Arriviamo alla chiesetta degli alpini, a quota 1340 m s.l.m, monte Giano è ancora lontano, ma il profumo è molto più intenso. Entra nelle nostre narici, fin nei polmoni, in circolo con il sangue, dal cuore fino al cervello. Una sensazione forte. Potente. Di trasformazione. Un po’ come il “fogliame” nel compito ancestrale e perenne di inumidire e rivestire la terra. Così noi, nel compito perenne di amare, proteggere e sussultare ad ogni folata di vento, per ascendere e nel contempo rinascere. Sentirsi pronti alla gemmazione per il futuro di ogni seme.

Superiamo la chiesetta, ci sentiamo diversi. Qualcosa è accaduto dentro di noi. Non sappiamo cosa, ma sentiamo che siamo diversi. Ben oltre il sopraggiungere delle nuove gemme. Percepiamo il passaggio delle consegne tra il passato e il presente degli alberi che verranno, delle persone che verranno, di noi stessi, a seconda della specie, dell’età, della temperatura imprevedibile, dei cambiamenti climatici, della siccità o piovosità. Noi siamo il passaggio delle consegne, gli elfi di una nuova vita, il fogliame di un nuovo mondo fatto solo di amore.

Il “fogliame”, spentisi i suoi bagliori, allo scemare della sua breve esibizione più clamorosa, prosegue in forme più tacita, umili e discrete. Come noi, si prolunga, nella indifferenza dei più (che continuano ad avvelenare il pianeta, ad uccidere i fratelli e violentare le sorelle) attraversando l’inferno e poi il nuovo anno. Allora, si assumono nuovi significati, senza mai abbandonare l’essenza della guarigione, fatta di amore puro “per la femmina mia” che è la donna – madre del mondo, che protegge con la vita la vita che ha generato, che è amore.

Orami siamo in vetta. C’è vento forte. Siamo sudati e accaldati. Facciamo il selfie di rito vicino alla croce posta sulla sommità, poi cerchiamo un riparo. Ci cambiamo le maglie fradice guardando le valli circostanti. La natura è amore.
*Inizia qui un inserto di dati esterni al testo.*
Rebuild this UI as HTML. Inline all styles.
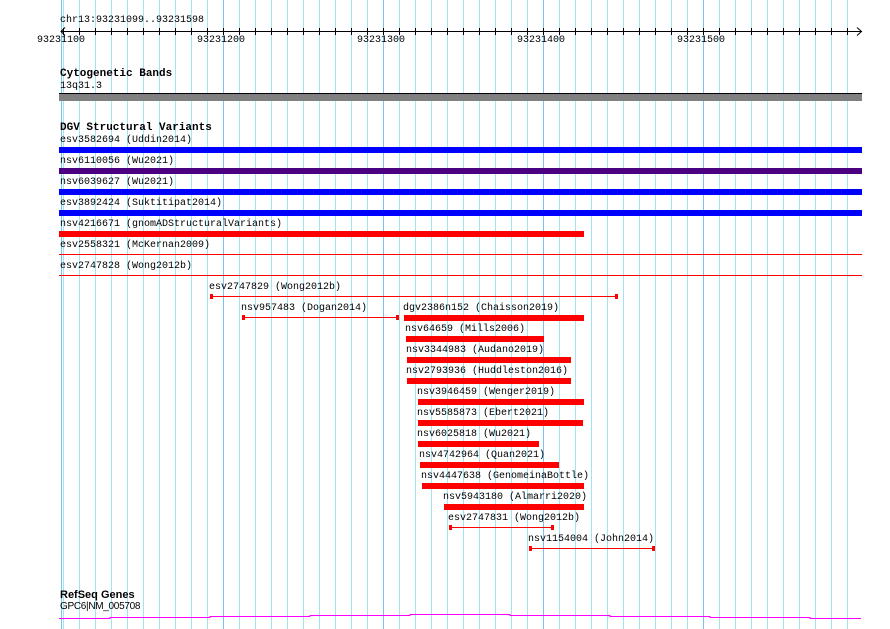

L’amore che senti. L’amore che ti fa essere diverso, ti fa rispettare sorella acqua e ringraziare fratello sole. Prendiamo i termos, caffè, tè, cioccolato, frutta secca. Abbiamo anche due mandarini è un grappolo di uva spina. Quanto amore in questa sosta d’altura. Poi il miracolo della guarigione. Prendiamo il cellulare per inviare alcuni messaggi alla famiglia e…

E…riusciamo a leggere e scrivere senza usare gli occhiali. Senza allungare il braccio ad una metro dagli occhi. Non ci sembra possibile. Leggiamo i messaggi. Inviamo messaggi. Senza uso degli occhiali. Qui, sul monte Giano ci è tornata la vista. Ci guardiamo, ci battiamo il cinque. Ci abbracciamo. Abbiamo compreso che l’amore, l’essenza dell’amore è una medicina meravigliosa, ti cura il corpo ma più di tutto ti cura il cuore, ti rende felice. La felicità che cade per rinascere ed essere pronti ad una nuova vita fatta di accoglienza, dono e solidarietà.

“Fogliame” essenza divina di guarigione e amore che si ripete ogni anno, ogni giorno, ogni momento, siamo noi a dover essere pronti per cogliere questi momenti magici e incantati, fatti di colori dal giallo luminoso al rosso fuoco.